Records
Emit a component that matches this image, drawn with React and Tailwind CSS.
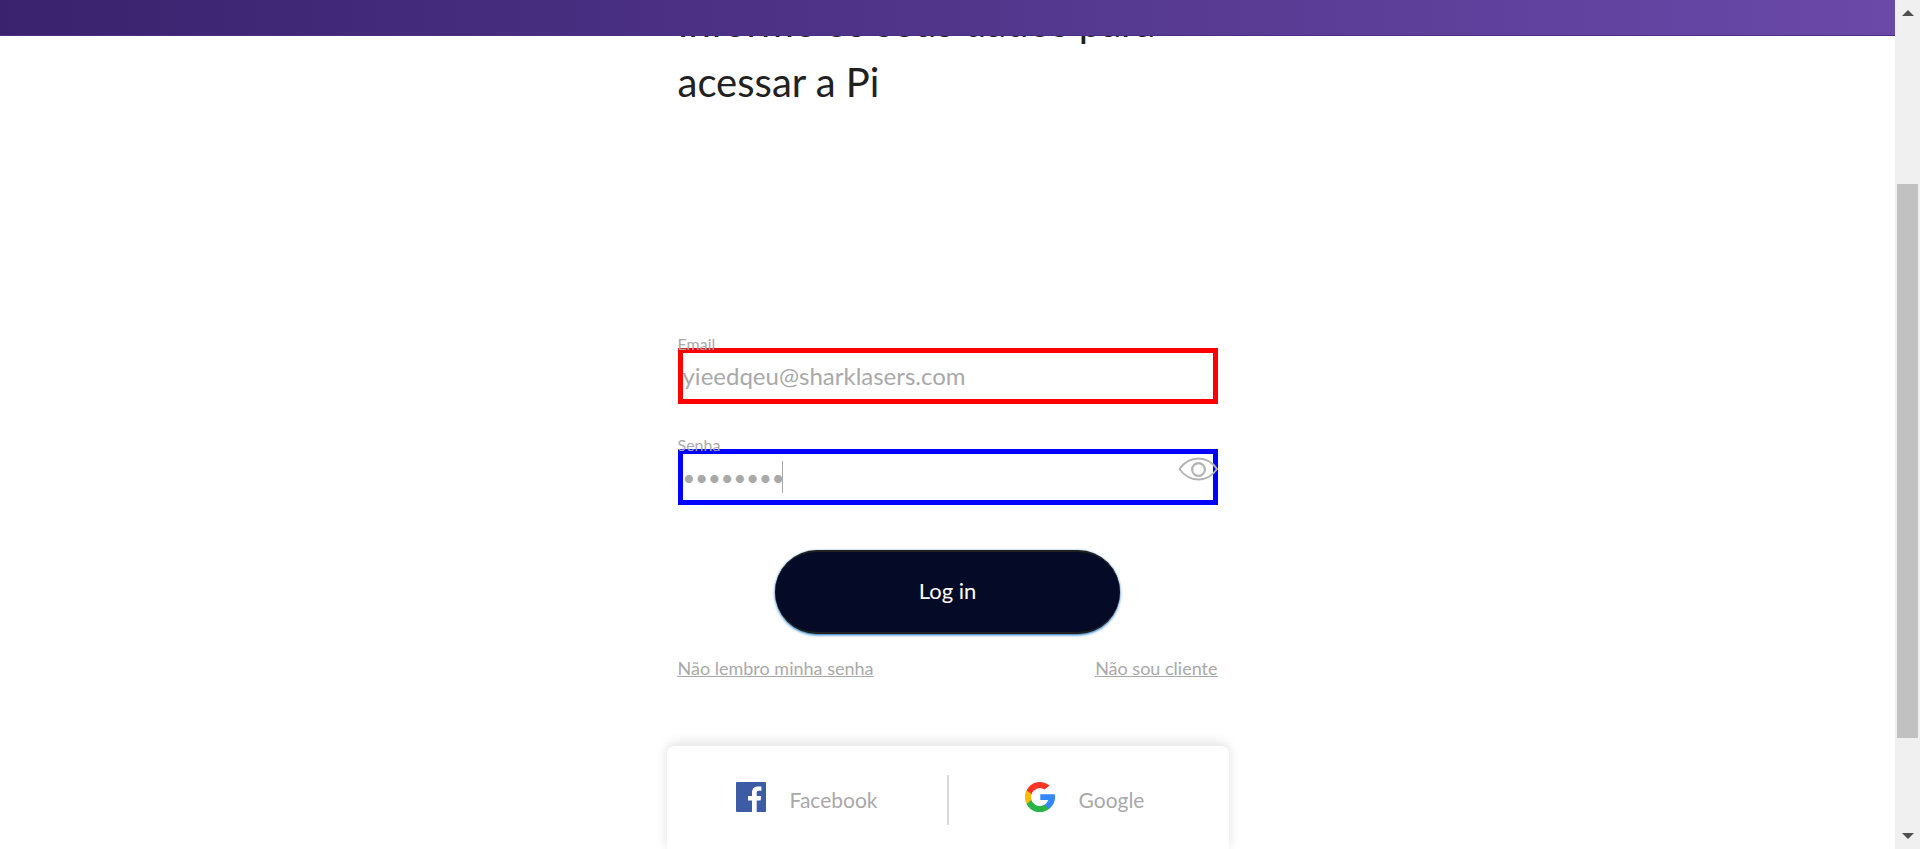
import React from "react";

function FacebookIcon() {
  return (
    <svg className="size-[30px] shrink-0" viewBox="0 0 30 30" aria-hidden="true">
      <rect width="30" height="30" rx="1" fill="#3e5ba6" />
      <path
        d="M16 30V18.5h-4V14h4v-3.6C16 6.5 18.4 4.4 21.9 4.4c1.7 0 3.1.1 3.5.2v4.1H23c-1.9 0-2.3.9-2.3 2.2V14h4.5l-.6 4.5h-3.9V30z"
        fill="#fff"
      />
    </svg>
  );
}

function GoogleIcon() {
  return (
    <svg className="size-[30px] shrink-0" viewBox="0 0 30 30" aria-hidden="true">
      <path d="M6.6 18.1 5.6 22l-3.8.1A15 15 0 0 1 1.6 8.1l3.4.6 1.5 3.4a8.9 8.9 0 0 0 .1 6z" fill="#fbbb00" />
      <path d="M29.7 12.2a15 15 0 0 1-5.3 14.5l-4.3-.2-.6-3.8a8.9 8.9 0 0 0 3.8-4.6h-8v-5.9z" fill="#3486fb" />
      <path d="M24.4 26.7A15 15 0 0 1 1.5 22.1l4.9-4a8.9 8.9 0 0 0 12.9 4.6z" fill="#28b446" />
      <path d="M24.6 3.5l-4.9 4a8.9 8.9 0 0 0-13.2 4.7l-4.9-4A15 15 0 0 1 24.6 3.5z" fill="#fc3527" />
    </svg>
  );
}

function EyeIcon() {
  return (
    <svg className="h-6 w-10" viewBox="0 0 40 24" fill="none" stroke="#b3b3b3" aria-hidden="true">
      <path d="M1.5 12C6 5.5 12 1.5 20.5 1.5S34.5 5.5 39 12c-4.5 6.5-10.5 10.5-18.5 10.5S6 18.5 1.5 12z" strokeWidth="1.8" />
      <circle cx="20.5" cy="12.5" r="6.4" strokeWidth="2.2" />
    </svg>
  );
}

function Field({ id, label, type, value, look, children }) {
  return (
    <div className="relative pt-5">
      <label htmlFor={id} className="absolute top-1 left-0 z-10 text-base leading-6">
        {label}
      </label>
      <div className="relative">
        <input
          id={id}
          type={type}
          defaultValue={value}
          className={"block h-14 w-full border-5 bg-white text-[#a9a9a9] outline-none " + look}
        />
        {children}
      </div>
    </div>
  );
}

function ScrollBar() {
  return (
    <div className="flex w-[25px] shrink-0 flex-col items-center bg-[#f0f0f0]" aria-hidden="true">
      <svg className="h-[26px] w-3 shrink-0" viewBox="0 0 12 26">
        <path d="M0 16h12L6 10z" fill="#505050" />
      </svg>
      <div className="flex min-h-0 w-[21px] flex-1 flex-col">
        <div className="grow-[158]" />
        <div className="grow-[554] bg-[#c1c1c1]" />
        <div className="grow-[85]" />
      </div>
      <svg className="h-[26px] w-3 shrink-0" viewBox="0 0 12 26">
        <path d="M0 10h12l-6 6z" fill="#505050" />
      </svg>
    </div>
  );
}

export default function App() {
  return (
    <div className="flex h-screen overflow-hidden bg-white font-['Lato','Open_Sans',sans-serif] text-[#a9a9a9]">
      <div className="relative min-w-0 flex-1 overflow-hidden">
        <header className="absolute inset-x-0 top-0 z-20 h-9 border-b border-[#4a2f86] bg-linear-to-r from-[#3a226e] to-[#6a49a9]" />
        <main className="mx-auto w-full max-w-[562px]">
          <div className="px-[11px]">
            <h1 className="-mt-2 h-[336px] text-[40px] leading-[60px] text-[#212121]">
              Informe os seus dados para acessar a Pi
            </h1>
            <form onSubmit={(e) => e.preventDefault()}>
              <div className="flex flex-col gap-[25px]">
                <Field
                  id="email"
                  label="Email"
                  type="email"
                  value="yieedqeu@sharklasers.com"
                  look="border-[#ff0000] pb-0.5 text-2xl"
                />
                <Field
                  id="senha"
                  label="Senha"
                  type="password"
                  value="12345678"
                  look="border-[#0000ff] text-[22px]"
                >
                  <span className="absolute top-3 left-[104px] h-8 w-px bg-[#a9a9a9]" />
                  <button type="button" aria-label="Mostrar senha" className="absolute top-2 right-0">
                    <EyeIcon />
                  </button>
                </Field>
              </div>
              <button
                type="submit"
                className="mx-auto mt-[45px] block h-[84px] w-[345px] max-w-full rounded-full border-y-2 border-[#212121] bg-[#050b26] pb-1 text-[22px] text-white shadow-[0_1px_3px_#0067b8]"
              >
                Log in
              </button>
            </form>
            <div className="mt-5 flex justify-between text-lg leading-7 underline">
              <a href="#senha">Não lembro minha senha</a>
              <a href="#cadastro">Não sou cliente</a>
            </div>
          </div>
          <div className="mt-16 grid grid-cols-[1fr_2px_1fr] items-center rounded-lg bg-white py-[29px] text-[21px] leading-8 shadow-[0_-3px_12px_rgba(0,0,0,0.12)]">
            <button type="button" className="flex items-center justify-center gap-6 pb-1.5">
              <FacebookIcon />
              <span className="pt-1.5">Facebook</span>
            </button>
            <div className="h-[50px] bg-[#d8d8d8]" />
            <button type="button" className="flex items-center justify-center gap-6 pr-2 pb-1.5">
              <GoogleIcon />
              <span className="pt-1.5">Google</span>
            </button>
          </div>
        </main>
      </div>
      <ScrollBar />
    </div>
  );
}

==

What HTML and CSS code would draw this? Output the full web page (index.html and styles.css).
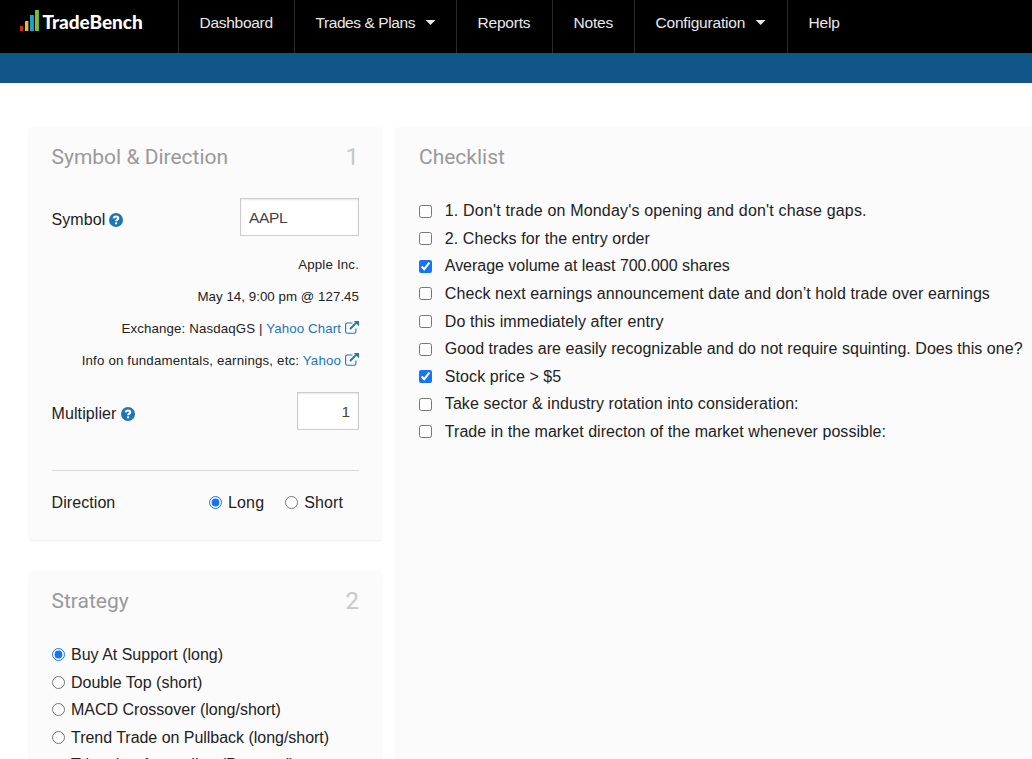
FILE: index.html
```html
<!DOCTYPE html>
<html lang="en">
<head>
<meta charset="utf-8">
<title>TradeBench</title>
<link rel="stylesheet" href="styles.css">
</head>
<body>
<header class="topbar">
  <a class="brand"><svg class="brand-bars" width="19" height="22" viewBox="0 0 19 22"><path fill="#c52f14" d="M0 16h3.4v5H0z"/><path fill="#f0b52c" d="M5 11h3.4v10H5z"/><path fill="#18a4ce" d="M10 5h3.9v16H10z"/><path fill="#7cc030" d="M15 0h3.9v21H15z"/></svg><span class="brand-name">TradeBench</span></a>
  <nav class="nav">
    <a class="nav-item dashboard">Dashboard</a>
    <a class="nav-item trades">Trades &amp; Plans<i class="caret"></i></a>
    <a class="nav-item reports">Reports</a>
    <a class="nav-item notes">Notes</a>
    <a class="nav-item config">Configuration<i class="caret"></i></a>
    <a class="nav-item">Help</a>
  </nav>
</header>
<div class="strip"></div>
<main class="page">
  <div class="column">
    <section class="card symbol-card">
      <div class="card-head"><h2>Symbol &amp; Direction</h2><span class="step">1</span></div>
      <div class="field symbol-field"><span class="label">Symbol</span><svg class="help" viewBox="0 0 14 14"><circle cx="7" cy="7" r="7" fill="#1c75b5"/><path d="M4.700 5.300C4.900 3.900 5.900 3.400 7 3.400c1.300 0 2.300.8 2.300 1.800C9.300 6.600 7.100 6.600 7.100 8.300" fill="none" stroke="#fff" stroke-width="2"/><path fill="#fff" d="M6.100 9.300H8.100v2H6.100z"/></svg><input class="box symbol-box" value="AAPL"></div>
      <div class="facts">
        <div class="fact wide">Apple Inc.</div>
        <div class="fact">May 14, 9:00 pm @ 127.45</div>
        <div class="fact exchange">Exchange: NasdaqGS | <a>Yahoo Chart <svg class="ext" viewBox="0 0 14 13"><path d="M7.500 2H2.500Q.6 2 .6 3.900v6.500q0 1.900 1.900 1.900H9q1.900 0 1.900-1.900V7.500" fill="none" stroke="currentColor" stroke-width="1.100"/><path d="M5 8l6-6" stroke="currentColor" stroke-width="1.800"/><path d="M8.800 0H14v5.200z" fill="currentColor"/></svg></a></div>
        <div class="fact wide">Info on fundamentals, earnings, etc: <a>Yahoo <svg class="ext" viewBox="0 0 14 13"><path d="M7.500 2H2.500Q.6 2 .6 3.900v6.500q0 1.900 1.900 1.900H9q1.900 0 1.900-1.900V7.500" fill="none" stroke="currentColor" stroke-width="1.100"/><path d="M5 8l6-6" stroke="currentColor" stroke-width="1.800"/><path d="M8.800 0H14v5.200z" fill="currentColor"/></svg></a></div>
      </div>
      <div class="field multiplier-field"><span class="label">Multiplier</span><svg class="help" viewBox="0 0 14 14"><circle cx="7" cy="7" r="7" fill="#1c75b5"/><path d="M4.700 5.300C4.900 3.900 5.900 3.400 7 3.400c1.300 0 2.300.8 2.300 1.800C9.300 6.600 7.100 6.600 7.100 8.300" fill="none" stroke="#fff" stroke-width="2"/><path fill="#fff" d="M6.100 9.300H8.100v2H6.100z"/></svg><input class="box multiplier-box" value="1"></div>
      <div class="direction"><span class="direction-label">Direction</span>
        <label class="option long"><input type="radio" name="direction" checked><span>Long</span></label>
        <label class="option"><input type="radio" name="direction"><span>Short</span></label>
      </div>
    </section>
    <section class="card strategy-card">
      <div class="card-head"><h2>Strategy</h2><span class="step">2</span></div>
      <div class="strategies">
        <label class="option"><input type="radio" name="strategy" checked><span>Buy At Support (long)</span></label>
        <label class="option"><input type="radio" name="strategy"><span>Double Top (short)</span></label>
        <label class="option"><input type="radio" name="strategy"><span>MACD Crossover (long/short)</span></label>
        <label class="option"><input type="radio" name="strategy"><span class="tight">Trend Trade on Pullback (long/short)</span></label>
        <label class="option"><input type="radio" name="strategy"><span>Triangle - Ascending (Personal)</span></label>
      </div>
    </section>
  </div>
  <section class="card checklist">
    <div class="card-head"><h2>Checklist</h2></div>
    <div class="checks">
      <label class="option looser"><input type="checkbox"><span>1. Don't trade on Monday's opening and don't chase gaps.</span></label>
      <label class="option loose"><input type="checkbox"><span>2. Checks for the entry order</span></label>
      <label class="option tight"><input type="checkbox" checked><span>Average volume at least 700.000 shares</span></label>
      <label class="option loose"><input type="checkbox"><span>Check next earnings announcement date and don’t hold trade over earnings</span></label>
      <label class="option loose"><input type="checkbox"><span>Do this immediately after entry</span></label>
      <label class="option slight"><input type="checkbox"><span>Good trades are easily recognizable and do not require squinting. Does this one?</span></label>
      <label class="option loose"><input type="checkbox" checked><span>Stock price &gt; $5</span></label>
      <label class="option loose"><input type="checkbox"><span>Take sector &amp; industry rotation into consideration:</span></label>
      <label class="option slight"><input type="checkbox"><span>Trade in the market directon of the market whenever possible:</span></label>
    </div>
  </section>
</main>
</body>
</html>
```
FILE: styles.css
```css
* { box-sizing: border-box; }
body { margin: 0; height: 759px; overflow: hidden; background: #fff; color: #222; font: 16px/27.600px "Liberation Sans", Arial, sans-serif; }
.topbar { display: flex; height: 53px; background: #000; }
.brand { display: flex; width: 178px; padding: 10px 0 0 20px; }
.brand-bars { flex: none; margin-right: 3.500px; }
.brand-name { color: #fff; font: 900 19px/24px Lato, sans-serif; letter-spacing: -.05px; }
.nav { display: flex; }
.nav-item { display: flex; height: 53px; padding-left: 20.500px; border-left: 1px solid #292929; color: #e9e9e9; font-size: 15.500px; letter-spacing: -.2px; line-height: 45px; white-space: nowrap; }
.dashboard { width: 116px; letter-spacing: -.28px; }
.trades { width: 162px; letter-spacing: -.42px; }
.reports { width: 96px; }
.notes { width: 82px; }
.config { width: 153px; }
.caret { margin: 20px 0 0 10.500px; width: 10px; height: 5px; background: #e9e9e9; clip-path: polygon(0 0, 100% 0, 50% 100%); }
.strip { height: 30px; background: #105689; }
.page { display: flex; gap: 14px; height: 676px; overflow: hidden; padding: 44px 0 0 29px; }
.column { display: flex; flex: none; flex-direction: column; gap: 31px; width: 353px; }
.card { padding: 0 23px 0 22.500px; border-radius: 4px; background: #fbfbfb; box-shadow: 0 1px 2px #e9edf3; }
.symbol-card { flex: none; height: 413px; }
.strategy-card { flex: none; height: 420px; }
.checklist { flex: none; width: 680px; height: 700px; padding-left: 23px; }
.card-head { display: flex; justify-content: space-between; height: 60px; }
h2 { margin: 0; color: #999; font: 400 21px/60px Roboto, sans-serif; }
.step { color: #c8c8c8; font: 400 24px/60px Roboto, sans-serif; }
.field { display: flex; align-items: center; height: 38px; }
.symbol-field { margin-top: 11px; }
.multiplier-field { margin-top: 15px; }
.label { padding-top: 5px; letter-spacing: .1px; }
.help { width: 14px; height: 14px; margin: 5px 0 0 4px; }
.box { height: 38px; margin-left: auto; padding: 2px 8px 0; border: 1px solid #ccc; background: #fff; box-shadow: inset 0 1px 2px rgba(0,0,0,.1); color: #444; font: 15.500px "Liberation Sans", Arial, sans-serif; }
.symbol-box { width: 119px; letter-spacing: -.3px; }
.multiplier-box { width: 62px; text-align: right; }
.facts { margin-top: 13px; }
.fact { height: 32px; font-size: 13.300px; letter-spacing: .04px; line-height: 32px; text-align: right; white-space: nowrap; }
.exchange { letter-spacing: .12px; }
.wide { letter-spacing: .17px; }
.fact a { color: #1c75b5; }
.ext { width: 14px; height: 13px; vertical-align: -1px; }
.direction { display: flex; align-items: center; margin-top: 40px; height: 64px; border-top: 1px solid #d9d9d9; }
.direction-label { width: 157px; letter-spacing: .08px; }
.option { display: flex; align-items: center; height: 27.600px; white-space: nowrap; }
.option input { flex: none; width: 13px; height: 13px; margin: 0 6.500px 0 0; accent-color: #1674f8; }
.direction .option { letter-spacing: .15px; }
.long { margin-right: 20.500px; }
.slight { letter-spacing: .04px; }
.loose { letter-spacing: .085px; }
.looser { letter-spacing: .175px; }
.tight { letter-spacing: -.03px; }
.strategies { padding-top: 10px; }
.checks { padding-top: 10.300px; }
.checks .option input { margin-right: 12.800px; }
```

==

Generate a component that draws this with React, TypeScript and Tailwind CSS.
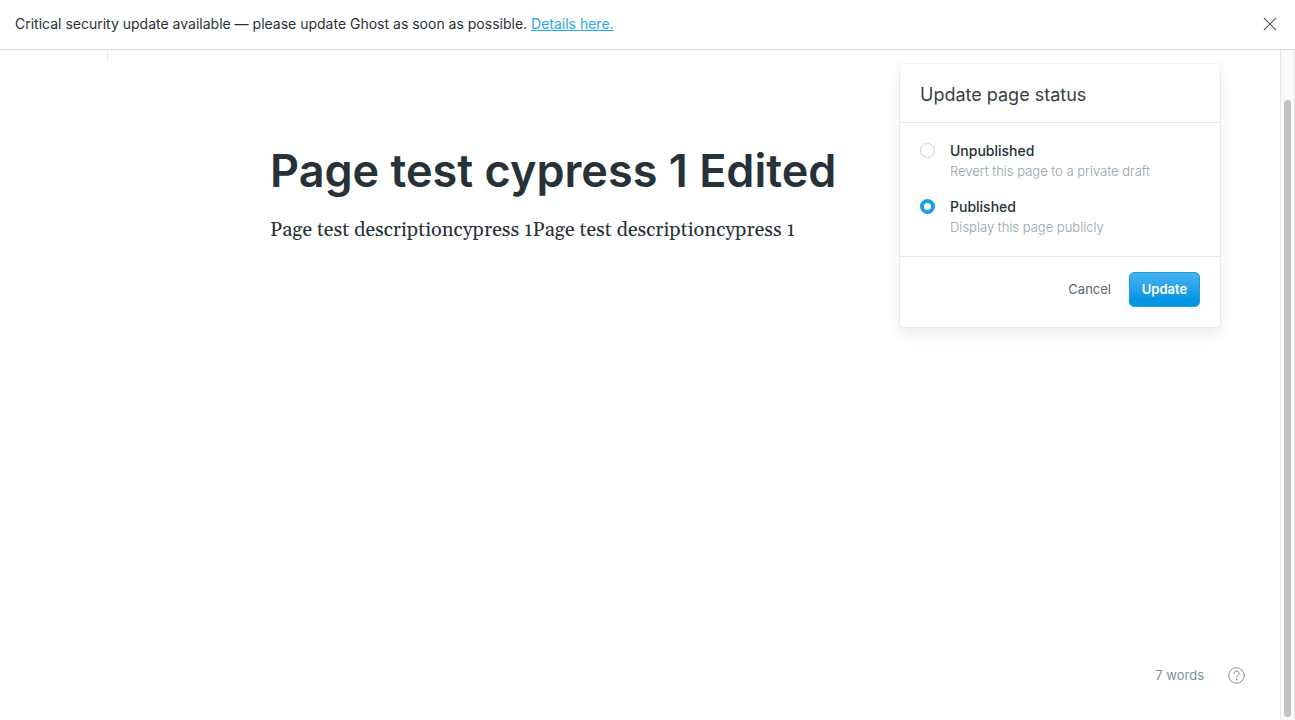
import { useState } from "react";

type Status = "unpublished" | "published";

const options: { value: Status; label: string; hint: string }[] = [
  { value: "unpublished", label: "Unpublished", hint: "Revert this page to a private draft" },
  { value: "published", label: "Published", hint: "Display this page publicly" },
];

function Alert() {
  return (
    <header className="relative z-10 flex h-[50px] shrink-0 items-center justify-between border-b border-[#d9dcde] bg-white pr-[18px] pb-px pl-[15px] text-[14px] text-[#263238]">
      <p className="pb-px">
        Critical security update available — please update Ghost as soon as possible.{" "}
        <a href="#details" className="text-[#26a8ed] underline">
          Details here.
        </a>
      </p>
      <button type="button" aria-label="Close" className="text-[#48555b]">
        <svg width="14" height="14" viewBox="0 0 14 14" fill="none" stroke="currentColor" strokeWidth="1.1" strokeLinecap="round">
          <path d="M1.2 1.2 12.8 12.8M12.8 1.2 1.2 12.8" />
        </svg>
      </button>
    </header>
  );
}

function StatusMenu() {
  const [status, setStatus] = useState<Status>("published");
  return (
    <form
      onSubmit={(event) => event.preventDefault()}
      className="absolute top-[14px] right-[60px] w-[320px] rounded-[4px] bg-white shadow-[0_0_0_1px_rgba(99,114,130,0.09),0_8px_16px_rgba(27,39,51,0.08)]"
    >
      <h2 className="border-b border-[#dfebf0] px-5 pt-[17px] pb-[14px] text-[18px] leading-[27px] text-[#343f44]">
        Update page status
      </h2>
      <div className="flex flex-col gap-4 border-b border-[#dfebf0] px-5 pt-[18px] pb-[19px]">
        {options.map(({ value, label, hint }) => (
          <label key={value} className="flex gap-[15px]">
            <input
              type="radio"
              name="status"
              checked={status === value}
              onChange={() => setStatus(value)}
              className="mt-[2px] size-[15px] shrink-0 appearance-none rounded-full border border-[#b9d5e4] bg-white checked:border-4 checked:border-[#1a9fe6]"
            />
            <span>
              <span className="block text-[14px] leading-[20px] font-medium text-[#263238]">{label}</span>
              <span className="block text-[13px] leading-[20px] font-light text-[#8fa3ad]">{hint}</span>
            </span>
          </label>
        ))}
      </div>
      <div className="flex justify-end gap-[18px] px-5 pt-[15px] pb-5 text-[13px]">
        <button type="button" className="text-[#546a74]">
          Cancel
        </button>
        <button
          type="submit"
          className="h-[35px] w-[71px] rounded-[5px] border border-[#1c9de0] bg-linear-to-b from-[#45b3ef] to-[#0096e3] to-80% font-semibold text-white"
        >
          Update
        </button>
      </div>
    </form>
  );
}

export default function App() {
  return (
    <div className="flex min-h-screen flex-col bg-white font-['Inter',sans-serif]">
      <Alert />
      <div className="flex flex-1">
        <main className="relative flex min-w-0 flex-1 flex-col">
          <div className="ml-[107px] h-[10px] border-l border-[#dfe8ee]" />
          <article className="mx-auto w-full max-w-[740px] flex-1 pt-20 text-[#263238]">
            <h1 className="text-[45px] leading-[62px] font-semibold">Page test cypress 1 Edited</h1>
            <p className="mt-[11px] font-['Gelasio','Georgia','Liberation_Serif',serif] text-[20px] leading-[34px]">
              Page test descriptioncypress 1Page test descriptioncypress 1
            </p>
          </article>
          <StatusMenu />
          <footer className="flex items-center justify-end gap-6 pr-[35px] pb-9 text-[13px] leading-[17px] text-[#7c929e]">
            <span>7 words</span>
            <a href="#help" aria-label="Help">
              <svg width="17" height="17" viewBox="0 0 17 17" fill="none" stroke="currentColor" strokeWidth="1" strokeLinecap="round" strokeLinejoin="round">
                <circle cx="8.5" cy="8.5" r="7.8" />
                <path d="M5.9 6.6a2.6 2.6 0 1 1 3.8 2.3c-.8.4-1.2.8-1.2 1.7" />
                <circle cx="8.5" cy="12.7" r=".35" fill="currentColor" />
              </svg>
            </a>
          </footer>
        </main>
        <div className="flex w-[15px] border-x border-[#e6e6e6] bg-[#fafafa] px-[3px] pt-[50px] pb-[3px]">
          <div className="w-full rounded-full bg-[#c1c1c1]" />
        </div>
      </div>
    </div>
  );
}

== STATED TASK ==
Leave out the pictures, and copy only the lines from the one holding "Emit a component" through the one holding "import React from", exactly as written.

== WORKED ANSWER ==
Emit a component that matches this image, drawn with React and Tailwind CSS.
import React from "react";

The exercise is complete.